One of the most compelling ways to prove the value of any decision or intervention—to technical and non-technical audiences alike—is to run an A/B test. But what if that wasn’t an option on your current stack? That’s the challenge we faced at Shopify. Our amazing team of engineers built robust capabilities for experimentation on our web properties and Shopify admin experiences, but testing external channels like email was unexplored. When it came time to ship a new recommendation algorithm that generates personalized blog post suggestions, we had no way to measure its incremental benefit against the generic blog emails.
To address the problem I built an email experimentation pipeline from the ground up. This quick build helps the Marketing Data Science team solve challenges around experimentation for external channels, and it’s in use by various data teams across Shopify. Below is a guide that teaches you how to implement a similar pipeline with a relatively simple setup from scratch.
The Problem
Experimentation is one of the most valuable tools for data teams, providing a systematic proof of concept mechanism for interface tweaks, product variations, and changes to the user experience. With our existing experimentation framework Verdict, we can randomize shops, as well as sessions for web properties that exist before the login gate. However, this didn’t extend to email experiments since the randomization isn’t triggered by a site visit and the intervention is in the user’s inbox, not our platform.

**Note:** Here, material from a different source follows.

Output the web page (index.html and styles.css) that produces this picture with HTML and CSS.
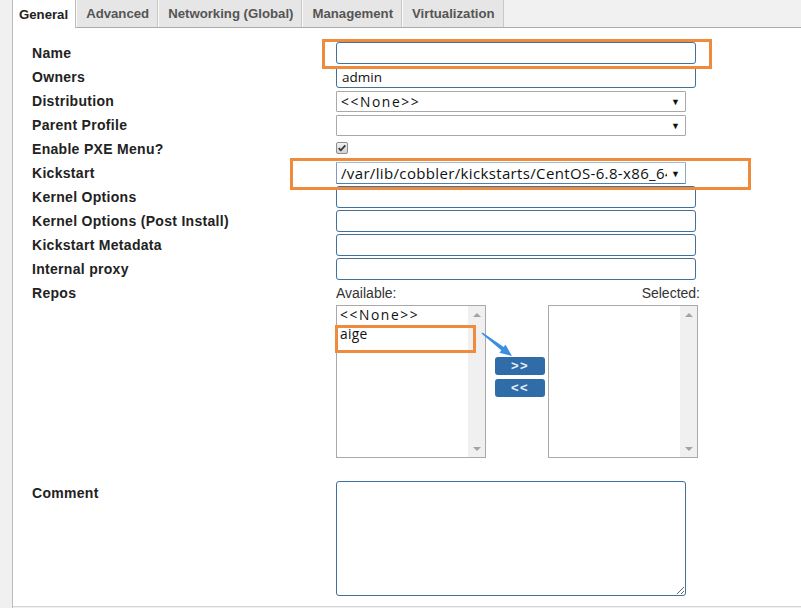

As a result, data scientists randomized emails themselves, shipped the experiment, and stored the results in a local text file. This was problematic for a number of reasons:
- Local storage isn’t discoverable and can be lost or deleted.

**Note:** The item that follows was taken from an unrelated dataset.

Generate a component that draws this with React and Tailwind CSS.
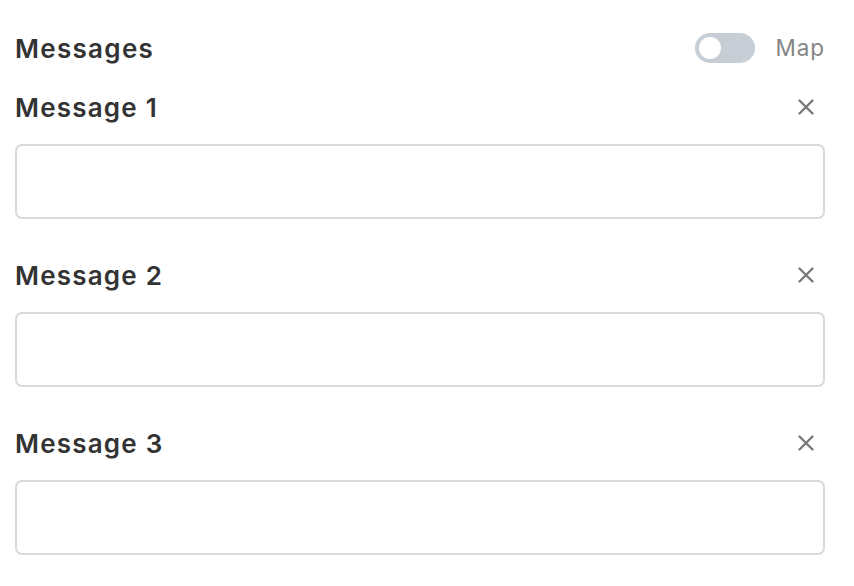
import React, { useState } from 'react';

const CloseIcon = () => (
  <svg width="18" height="18" viewBox="0 0 18 18" fill="none">
    <path d="M2.5 2.5L15.5 15.5M15.5 2.5L2.5 15.5" stroke="#787878" strokeWidth="2.4" strokeLinecap="round" />
  </svg>
);

const App = () => {
  const [messages, setMessages] = useState(["", "", ""]);
  const [map, setMap] = useState(false);

  return (
    <div className="bg-white min-h-[586px] pl-[15px] pr-[29px] pt-[30px] text-[#333]" style={{ fontFamily: 'Inter, "Noto Sans", sans-serif' }}>
      <div className="flex items-center justify-between h-[36px]">
        <h1 className="text-[26px] font-semibold tracking-[1.3px]">Messages</h1>
        <div className="flex items-center gap-[21px]">
          <button
            onClick={() => setMap(!map)}
            className="w-[60px] h-[30px] rounded-full bg-[#c7ced5] p-[4px] flex items-center"
          >
            <span className="w-[22px] h-[22px] rounded-full bg-white block"></span>
          </button>
          <span className="text-[22.5px] tracking-[0.9px] text-[#858585]">Map</span>
        </div>
      </div>

      {messages.map((m, i) => (
        <div key={i} className={i === 0 ? "mt-[23px]" : "mt-[38px]"}>
          <div className="flex items-center justify-between h-[36px]">
            <h2 className="text-[26px] font-semibold tracking-[1.2px]">Message {i + 1}</h2>
            <button className="mr-[10px]"><CloseIcon /></button>
          </div>
          <input
            type="text"
            value={m}
            onChange={(e) => {
              const next = [...messages];
              next[i] = e.target.value;
              setMessages(next);
            }}
            className="mt-[19px] block w-full h-[75px] border-2 border-[#dadada] rounded-[7px] px-3 outline-none"
          />
        </div>
      ))}
    </div>
  );
};

export default App;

- The ad hoc randomization didn’t account for users that unsubscribed from our mailing list and didn’t resolve the many-to-many relationship of emails to shops, creating the risk for cross-contamination between the variations. Some shops have multiple staff each with an email address, and some people create multiple shops under the same email address.
- Two marketers can simultaneously test the same audience with no exclusion criteria, violating the assumption that all other variables are controlled.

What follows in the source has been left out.